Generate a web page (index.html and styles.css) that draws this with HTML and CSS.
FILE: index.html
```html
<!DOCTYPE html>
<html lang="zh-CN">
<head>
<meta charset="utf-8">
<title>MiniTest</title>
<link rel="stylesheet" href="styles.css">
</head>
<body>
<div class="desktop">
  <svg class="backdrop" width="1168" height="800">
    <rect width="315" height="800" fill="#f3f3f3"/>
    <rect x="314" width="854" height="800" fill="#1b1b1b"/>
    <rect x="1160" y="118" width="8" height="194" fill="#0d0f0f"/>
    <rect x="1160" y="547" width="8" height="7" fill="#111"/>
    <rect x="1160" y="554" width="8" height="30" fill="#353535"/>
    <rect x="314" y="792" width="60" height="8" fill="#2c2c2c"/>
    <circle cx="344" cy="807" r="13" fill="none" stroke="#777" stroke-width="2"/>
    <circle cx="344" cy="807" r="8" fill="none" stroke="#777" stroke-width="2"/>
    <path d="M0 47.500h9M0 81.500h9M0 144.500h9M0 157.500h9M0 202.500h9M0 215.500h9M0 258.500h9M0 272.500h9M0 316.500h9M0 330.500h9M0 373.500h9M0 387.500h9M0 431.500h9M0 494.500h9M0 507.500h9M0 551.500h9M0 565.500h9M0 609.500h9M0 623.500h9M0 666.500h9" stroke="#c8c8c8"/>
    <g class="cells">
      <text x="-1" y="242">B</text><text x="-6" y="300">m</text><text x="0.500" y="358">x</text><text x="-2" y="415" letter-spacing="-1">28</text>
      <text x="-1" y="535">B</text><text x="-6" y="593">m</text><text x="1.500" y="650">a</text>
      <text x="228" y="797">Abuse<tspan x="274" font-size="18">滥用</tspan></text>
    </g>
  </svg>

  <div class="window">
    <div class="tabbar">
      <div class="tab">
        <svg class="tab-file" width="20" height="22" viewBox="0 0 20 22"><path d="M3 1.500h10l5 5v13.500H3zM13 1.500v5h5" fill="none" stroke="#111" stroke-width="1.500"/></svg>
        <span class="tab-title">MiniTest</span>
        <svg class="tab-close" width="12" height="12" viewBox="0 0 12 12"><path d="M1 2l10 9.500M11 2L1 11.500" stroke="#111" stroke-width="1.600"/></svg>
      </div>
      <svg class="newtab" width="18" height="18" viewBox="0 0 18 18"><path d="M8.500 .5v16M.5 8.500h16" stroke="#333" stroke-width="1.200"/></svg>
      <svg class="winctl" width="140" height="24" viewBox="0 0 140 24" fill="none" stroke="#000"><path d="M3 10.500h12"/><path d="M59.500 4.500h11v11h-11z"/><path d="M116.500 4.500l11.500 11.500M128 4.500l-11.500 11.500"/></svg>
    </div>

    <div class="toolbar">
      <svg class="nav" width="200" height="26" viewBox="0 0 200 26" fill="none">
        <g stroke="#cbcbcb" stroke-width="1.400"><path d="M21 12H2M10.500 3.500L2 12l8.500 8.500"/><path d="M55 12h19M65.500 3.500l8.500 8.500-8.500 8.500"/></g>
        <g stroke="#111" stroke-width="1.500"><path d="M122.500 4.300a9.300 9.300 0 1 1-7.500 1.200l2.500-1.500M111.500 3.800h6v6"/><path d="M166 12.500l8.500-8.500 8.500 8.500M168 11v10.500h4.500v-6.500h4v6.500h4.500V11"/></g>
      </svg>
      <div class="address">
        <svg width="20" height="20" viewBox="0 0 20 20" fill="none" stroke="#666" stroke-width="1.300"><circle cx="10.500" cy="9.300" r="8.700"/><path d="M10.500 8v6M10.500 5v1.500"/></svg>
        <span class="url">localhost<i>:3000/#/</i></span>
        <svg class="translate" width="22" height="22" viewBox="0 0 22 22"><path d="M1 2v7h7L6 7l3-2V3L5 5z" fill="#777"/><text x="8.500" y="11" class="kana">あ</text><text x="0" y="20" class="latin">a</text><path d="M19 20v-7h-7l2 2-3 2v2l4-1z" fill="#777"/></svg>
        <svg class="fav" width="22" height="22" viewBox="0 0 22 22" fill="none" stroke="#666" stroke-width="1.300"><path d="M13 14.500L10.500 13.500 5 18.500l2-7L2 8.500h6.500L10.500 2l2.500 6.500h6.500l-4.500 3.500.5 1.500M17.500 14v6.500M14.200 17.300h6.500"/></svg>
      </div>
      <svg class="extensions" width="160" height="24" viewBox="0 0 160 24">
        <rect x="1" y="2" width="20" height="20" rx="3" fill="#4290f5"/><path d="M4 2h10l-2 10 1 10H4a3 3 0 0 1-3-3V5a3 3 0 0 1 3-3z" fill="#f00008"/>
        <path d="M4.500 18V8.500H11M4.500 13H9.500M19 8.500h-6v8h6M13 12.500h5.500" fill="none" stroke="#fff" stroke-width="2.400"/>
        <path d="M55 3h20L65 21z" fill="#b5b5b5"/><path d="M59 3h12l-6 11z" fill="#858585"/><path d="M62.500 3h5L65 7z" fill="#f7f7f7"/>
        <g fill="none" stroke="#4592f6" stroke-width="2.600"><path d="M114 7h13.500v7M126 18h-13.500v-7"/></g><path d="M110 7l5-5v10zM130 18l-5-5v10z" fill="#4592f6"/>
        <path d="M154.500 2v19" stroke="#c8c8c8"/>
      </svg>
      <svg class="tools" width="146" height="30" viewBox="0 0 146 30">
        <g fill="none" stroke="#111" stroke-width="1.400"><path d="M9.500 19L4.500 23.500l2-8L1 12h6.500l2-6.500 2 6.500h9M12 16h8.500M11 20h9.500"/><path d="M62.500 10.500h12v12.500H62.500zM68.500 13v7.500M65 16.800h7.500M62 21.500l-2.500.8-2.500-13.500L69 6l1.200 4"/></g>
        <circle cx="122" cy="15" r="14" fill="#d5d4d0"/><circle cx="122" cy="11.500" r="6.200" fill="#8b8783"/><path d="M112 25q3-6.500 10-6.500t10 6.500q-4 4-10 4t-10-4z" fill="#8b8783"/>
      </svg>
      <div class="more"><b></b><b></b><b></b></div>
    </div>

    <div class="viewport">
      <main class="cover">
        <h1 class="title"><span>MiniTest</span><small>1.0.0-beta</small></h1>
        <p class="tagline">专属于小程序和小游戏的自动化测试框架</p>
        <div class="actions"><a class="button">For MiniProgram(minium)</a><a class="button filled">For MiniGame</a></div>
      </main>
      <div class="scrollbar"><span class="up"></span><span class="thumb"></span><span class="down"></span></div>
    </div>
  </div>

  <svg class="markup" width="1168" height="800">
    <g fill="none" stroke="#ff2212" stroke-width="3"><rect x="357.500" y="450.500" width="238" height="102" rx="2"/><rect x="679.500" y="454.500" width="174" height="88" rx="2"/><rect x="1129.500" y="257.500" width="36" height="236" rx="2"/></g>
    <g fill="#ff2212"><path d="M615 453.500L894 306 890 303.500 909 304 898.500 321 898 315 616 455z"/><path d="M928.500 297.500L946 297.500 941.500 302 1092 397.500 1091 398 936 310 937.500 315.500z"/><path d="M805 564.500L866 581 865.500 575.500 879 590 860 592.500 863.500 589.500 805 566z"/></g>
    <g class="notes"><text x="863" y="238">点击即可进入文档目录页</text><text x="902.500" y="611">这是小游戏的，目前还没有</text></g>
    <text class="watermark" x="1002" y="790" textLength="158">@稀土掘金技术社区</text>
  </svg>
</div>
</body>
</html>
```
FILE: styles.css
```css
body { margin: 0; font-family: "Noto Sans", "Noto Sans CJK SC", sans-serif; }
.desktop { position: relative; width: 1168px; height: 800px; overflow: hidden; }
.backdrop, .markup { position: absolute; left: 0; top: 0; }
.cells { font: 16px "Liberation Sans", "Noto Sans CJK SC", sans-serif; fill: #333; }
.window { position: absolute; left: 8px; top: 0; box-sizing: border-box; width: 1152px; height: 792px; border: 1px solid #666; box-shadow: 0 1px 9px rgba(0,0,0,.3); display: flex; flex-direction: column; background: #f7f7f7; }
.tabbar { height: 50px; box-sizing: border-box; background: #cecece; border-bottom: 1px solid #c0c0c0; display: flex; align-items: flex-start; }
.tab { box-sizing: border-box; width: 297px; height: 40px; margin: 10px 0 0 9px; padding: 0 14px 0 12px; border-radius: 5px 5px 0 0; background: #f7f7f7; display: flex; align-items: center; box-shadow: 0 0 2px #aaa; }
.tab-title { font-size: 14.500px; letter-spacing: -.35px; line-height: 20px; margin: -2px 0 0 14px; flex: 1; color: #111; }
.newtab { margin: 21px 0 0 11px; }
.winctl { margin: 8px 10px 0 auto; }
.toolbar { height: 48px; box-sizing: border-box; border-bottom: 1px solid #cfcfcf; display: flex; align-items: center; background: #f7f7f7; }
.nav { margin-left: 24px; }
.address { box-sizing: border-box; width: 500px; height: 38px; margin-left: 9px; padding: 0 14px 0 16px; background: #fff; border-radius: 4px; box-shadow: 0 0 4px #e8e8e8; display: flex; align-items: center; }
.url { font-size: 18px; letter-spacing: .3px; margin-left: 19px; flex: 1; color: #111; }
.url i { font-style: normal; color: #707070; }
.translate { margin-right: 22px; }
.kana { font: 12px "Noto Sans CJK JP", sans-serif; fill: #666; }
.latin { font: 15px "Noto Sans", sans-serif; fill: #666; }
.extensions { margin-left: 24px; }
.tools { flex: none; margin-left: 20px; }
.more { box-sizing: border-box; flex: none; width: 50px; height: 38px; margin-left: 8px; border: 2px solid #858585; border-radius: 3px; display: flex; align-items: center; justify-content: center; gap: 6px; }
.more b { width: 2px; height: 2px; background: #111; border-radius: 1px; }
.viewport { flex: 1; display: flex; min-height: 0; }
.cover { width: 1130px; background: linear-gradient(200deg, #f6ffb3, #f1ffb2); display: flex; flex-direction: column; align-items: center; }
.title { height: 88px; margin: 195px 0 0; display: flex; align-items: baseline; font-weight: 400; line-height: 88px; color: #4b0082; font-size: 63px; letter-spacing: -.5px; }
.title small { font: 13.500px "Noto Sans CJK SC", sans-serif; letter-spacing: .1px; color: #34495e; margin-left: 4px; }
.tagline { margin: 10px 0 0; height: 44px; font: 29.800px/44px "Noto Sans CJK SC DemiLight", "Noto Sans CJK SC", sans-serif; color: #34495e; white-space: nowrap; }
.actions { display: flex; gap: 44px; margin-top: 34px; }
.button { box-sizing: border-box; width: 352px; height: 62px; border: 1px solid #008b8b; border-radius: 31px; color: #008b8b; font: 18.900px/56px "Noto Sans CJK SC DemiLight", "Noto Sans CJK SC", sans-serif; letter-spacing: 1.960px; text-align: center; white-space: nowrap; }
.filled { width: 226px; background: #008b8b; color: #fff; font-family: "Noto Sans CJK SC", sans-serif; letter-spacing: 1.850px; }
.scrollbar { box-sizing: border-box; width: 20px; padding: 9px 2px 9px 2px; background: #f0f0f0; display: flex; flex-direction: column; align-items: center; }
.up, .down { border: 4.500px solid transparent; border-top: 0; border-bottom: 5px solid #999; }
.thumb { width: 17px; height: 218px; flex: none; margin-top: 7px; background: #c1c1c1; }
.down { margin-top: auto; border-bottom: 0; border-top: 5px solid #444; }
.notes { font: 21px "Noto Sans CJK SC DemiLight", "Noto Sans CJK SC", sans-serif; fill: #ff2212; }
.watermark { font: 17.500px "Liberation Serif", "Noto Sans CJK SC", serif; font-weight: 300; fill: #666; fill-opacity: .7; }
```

---

• **STATED EXERCISE**
Look above for lines with the word "styles" and copy them all.

• **SOLUTION FOR THIS PROBLEM**
Generate a web page (index.html and styles.css) that draws this with HTML and CSS.
<link rel="stylesheet" href="styles.css">
FILE: styles.css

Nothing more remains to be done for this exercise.